Akibat Peristiwa ini, hubungan Hayam Wuruk dengan Gadjah Mada merenggang. Gadjah Mada tetap menjadi patih hingga wafat tahun 1364 M. akbat peristiwa ini pula, dikalangan kerabat Sunda diberlakukan peraturan esti larangan ti kaluaran, yang diantaranya tidak bleh menikah dari luar lingkungan kerabat sunda atau lebih jauh tidak boleh menukah dengan kerajaan dari sebelah timur Sunda.
catatan tambahan :
*) Peristiwa Bubat diceritakan selengkapnya dalam kidung sunda dan kidung sundayana dari Bali.

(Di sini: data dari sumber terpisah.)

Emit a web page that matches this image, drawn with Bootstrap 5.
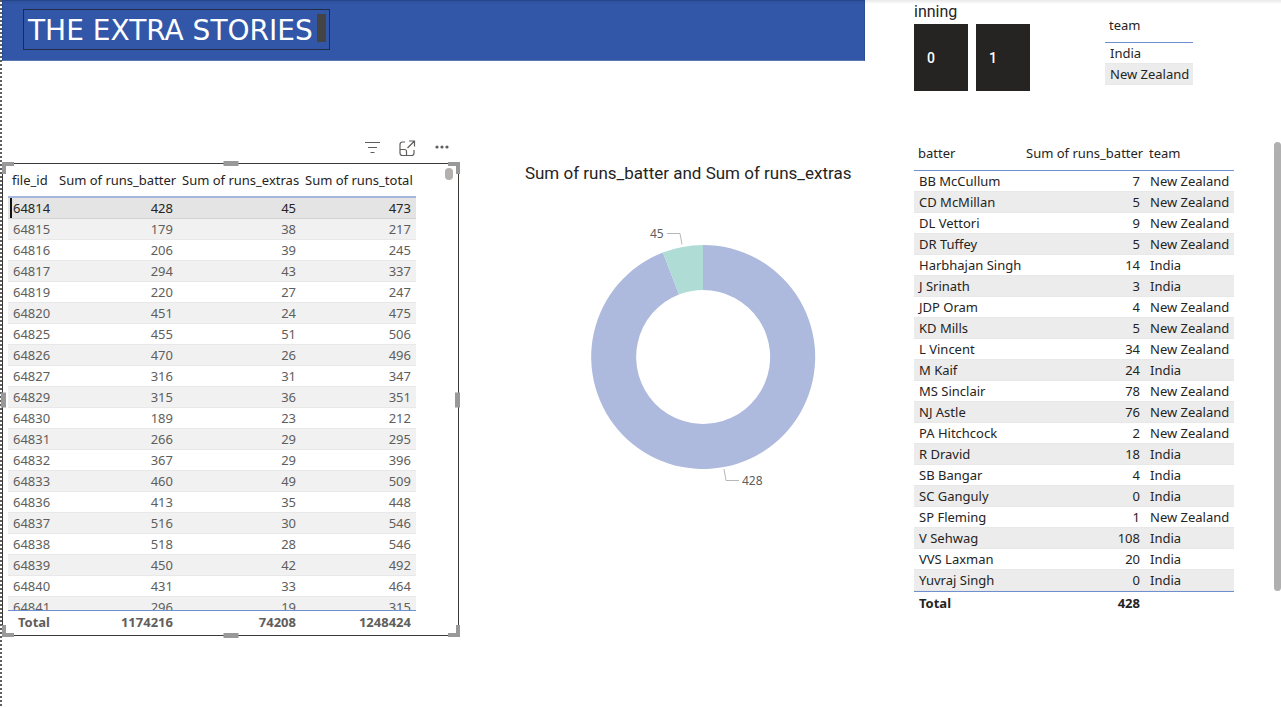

1. ada 2 cerita dibalik niatan Hayam Wuuuk menikahi Dyah Pitaloka, pertama karena terpincut oleh lukisan Sungging Parbangkara dan yang kedua niatan menjalin tali persaudaraan Majapahit dan Sunda.
2. saya adalah manusia yang lahir dengan melanggar peraturan esti larangan ti kaluaran alias anak blesteran hasil persatuan Ibu Sunda Bapa Jawa. hehehehhe……
3. pada masa Hayam Wuruk muncul semboyan “Bhineka Tunggal Ika tan Hana Dharma Mangrawa” yang digubah oleh Mpu Tantular dan Negarakertagama yang di gubah Mpu Prapanca tahun 1365.Negarakertagama menjadi penting karena menyebutkan wilayah yang berhasil dikuasai Majapahit dan pada masa pasca kemerdekaan menjadi dasar tuntutan wilayah teritorial NKRI.